**** Dataset section

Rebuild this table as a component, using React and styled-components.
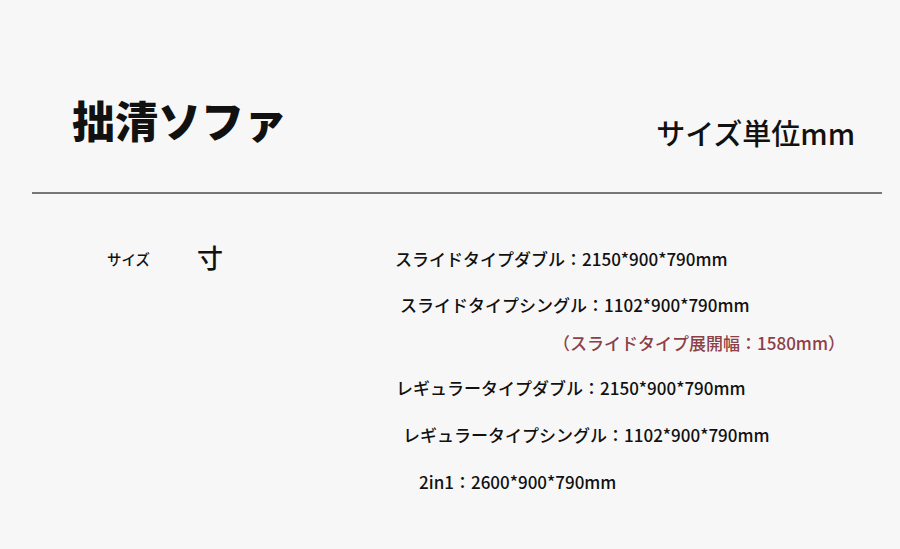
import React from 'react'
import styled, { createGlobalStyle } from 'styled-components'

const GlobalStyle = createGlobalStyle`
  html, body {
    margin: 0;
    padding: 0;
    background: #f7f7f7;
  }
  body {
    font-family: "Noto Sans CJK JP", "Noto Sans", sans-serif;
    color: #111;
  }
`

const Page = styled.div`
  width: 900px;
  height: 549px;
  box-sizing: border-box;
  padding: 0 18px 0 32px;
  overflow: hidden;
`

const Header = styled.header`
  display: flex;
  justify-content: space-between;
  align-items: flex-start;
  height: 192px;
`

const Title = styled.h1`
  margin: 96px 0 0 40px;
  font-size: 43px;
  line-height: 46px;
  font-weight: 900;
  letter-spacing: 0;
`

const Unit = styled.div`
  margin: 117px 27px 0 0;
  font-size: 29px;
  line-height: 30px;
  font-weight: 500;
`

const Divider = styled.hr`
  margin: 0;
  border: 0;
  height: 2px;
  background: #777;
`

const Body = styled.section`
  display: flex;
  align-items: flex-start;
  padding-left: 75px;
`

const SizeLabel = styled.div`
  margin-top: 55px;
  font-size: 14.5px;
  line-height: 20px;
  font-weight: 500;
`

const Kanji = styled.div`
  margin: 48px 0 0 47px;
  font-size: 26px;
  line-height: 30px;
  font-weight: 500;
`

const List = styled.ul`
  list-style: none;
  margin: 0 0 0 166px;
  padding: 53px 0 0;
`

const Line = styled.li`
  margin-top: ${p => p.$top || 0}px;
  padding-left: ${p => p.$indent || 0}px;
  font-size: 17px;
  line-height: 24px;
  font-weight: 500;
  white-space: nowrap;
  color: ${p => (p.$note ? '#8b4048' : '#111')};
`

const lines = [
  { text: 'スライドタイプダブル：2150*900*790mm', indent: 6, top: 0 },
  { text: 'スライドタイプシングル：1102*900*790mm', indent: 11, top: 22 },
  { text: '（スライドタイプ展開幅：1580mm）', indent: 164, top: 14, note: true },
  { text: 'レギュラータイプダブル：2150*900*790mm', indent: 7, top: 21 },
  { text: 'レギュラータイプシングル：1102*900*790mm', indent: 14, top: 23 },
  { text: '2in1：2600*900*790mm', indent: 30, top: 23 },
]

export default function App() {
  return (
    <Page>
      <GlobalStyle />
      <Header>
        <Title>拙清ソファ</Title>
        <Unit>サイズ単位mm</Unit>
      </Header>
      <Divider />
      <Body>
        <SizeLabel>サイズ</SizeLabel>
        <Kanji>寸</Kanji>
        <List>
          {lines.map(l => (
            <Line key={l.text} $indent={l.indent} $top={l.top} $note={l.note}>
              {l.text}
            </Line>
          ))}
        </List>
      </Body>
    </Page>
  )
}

********

From the material above, reproduce everything verbatim except the pictures.

Rebuild this table as a component, using React and styled-components.
import React from 'react'
import styled, { createGlobalStyle } from 'styled-components'

const GlobalStyle = createGlobalStyle`
  html, body {
    margin: 0;
    padding: 0;
    background: #f7f7f7;
  }
  body {
    font-family: "Noto Sans CJK JP", "Noto Sans", sans-serif;
    color: #111;
  }
`

const Page = styled.div`
  width: 900px;
  height: 549px;
  box-sizing: border-box;
  padding: 0 18px 0 32px;
  overflow: hidden;
`

const Header = styled.header`
  display: flex;
  justify-content: space-between;
  align-items: flex-start;
  height: 192px;
`

const Title = styled.h1`
  margin: 96px 0 0 40px;
  font-size: 43px;
  line-height: 46px;
  font-weight: 900;
  letter-spacing: 0;
`

const Unit = styled.div`
  margin: 117px 27px 0 0;
  font-size: 29px;
  line-height: 30px;
  font-weight: 500;
`

const Divider = styled.hr`
  margin: 0;
  border: 0;
  height: 2px;
  background: #777;
`

const Body = styled.section`
  display: flex;
  align-items: flex-start;
  padding-left: 75px;
`

const SizeLabel = styled.div`
  margin-top: 55px;
  font-size: 14.5px;
  line-height: 20px;
  font-weight: 500;
`

const Kanji = styled.div`
  margin: 48px 0 0 47px;
  font-size: 26px;
  line-height: 30px;
  font-weight: 500;
`

const List = styled.ul`
  list-style: none;
  margin: 0 0 0 166px;
  padding: 53px 0 0;
`

const Line = styled.li`
  margin-top: ${p => p.$top || 0}px;
  padding-left: ${p => p.$indent || 0}px;
  font-size: 17px;
  line-height: 24px;
  font-weight: 500;
  white-space: nowrap;
  color: ${p => (p.$note ? '#8b4048' : '#111')};
`

const lines = [
  { text: 'スライドタイプダブル：2150*900*790mm', indent: 6, top: 0 },
  { text: 'スライドタイプシングル：1102*900*790mm', indent: 11, top: 22 },
  { text: '（スライドタイプ展開幅：1580mm）', indent: 164, top: 14, note: true },
  { text: 'レギュラータイプダブル：2150*900*790mm', indent: 7, top: 21 },
  { text: 'レギュラータイプシングル：1102*900*790mm', indent: 14, top: 23 },
  { text: '2in1：2600*900*790mm', indent: 30, top: 23 },
]

export default function App() {
  return (
    <Page>
      <GlobalStyle />
      <Header>
        <Title>拙清ソファ</Title>
        <Unit>サイズ単位mm</Unit>
      </Header>
      <Divider />
      <Body>
        <SizeLabel>サイズ</SizeLabel>
        <Kanji>寸</Kanji>
        <List>
          {lines.map(l => (
            <Line key={l.text} $indent={l.indent} $top={l.top} $note={l.note}>
              {l.text}
            </Line>
          ))}
        </List>
      </Body>
    </Page>
  )
}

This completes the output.